A Queensland seamstress who lost her job due to the coronavirus pandemic has been helping her neighbourhood keep safe from the deadly virus by sewing washable face masks and giving them away for free.
Valerie Diola, a mother of two who recently migrated to Australia with her young family decided to keep herself busy after the tailoring and alterations shop she was working for had to close in order to comply with the Covid-19 lockdown rules.
She decided to use her sewing skills to “pay it forward” after friends and neighbours generously assisted her young family with food and household supplies as they navigated difficult times while settling into a new home, in a new country.
“It was really tough for us because my workplace closed temporarily during the lockdown.
“I had no access to JobKeeper because we are not Australian citizens here yet, we’re not even permanent residents,” Ms Diola told Yahoo News Australia.

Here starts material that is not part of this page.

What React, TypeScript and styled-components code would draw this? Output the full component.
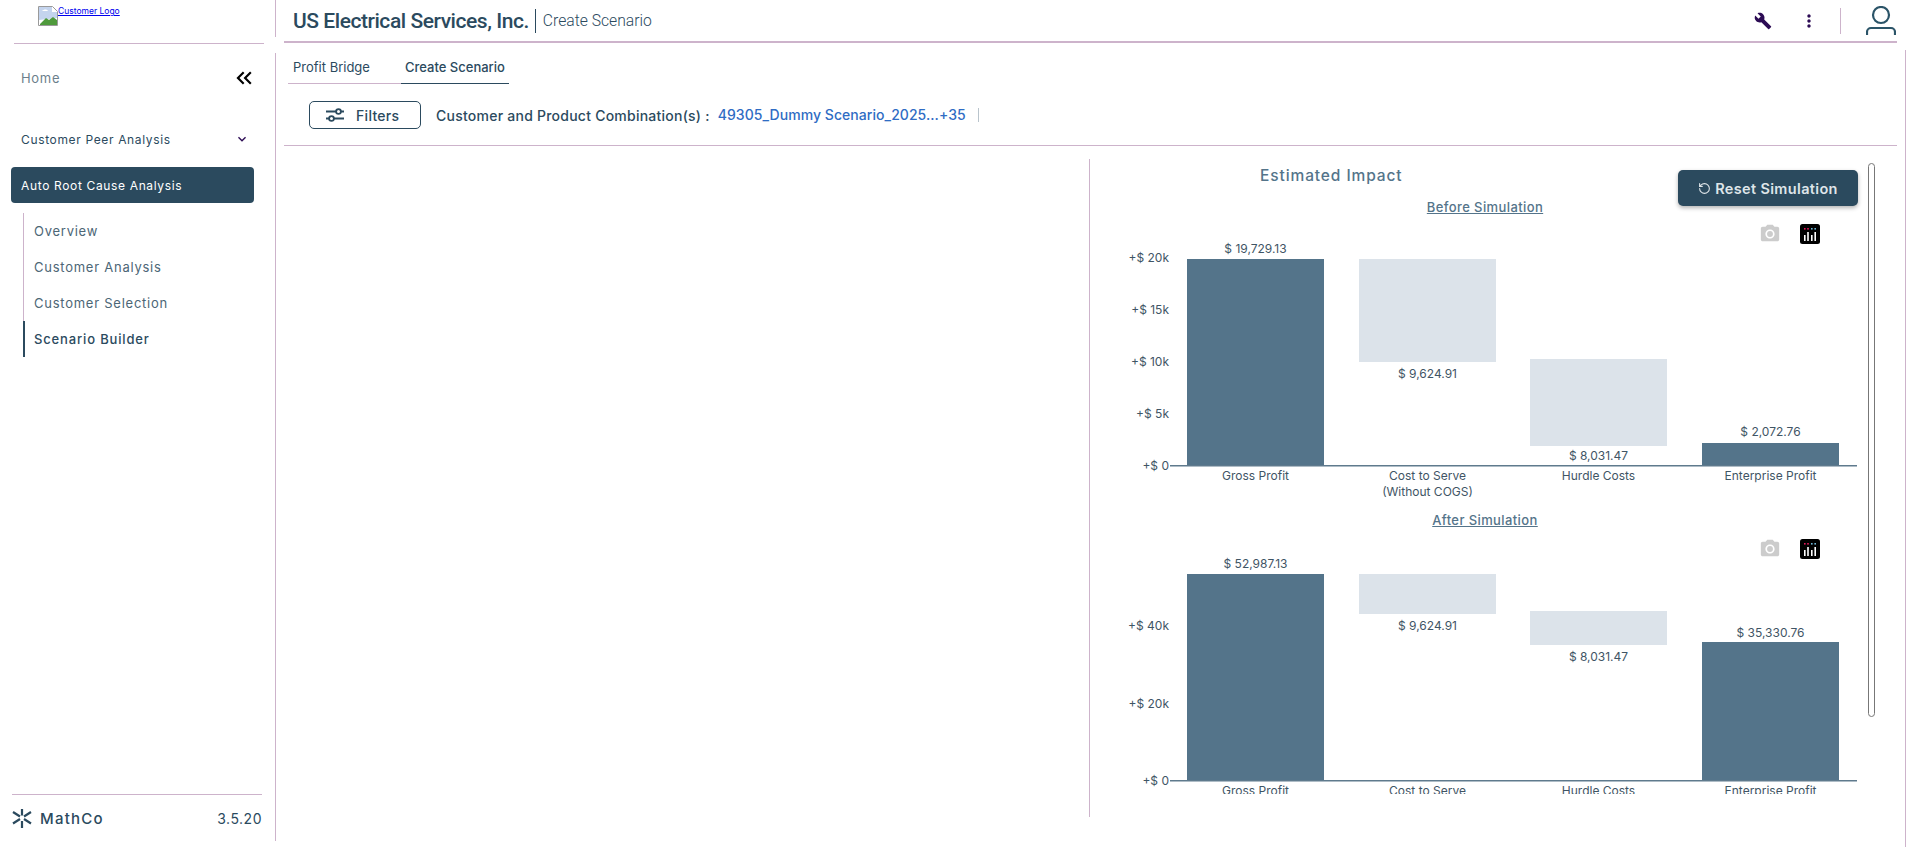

“We also have no [access to] Medicare, so it was difficult for me and my family.”
Luckily, Ms Diola’s husband was still working but it was a very uncertain time for the young family.
“When the kids got sick, the budget for our food would go to GP appointments.”
“It was really tough, but we survived,” she said.
“We have already lodged our Australian Residency application, I hope it will be granted soon.”
From the Philippines to Ipswich
Originally from the Negros Occidental Province in the Philippines, Ms Diola and her family had immigrated to Australia in 2017 and now call the small town of Ripley, within the City of Ipswich, their home in the Sunshine State.
Making the face masks allowed her to give something back to her community, she said.
For contactless pick-up, she hung the face masks she made on a clothes hanger outside her garage for neighbours to collect.
“The materials my neighbours have donated were also a big help because I was able to make more masks for the community,” she said.
“I did not go out of the house when they came to collect the masks, as my family and I were practising social distancing.”
After earning a commerce degree, Ms Diola decided to study Dressmaking at Victory Business College in Bacolod City, Philippines, shortly after giving birth to her daughter.
“I decided to study dressmaking so that I can make her dresses, then the school gave me a scholarship for a short tailoring course.”
Ms Diola made wedding dresses for her family and friends back in the Philippines after graduating as one of the most outstanding students in both the TESDA (Technical Education and Skills Development Authority, Philippines) accredited Dressmaking and Tailoring courses she had studied.
To keep her Dressmaking and Tailoring skills sharp over the years, Ms Diola created quite a number of unique, one-of-a-kind outfits which include traditional Filipiniana gowns and Disney princess-inspired costumes for her daughter as she grew up.
“I'm hoping to have my own dress shop someday and make more dresses,” Ms Diola said.
Sewing masks becomes a family affair
Appreciative of the overwhelmingly positive response, Ms Diola revealed that sewing face masks has become a family affair in her household.
Her husband and daughter, who is now nine-years-old, assist with adding elastic, folding them up, and packing them into individual bags.
“Filipino people are known to be hospitable, kind, helpful, and empathetic to others,” Ms Diola said.
“When the community is in need, we help out as much as we can, without being asked.
“This is the Filipino trait that I want my children to see and continue someday.”
The World Health Organisation advises that face masks should continue to be worn as one of the personal safety measures to assist with suppressing Covid-19 transmission.
Ms Diola has given away approximately 250 adult and children’s face masks to people in her neighbourhood and had been planning to donate more if the lockdown had continued.
Since the lockdown was lifted and restrictions eased in Queensland, Ms Diola is back at work. Even though her time is now limited for sewing face masks in bulk, she will still make them for those who ask.
“There was somebody from another state who sent me a message and said she is immunocompromised, and [asked] if she could buy my masks,” she said.
“But I made the masks for her for free and mailed it to her postage-free.”
Ms Diola says she is very grateful to be able to “give back” to her community after receiving generosity and kindness herself from those around her when she and her young family needed it the most.
“It makes me and my family very happy because all we wanted to do was help our community,” she said.
“It feels amazing to know our efforts are seen and appreciated.”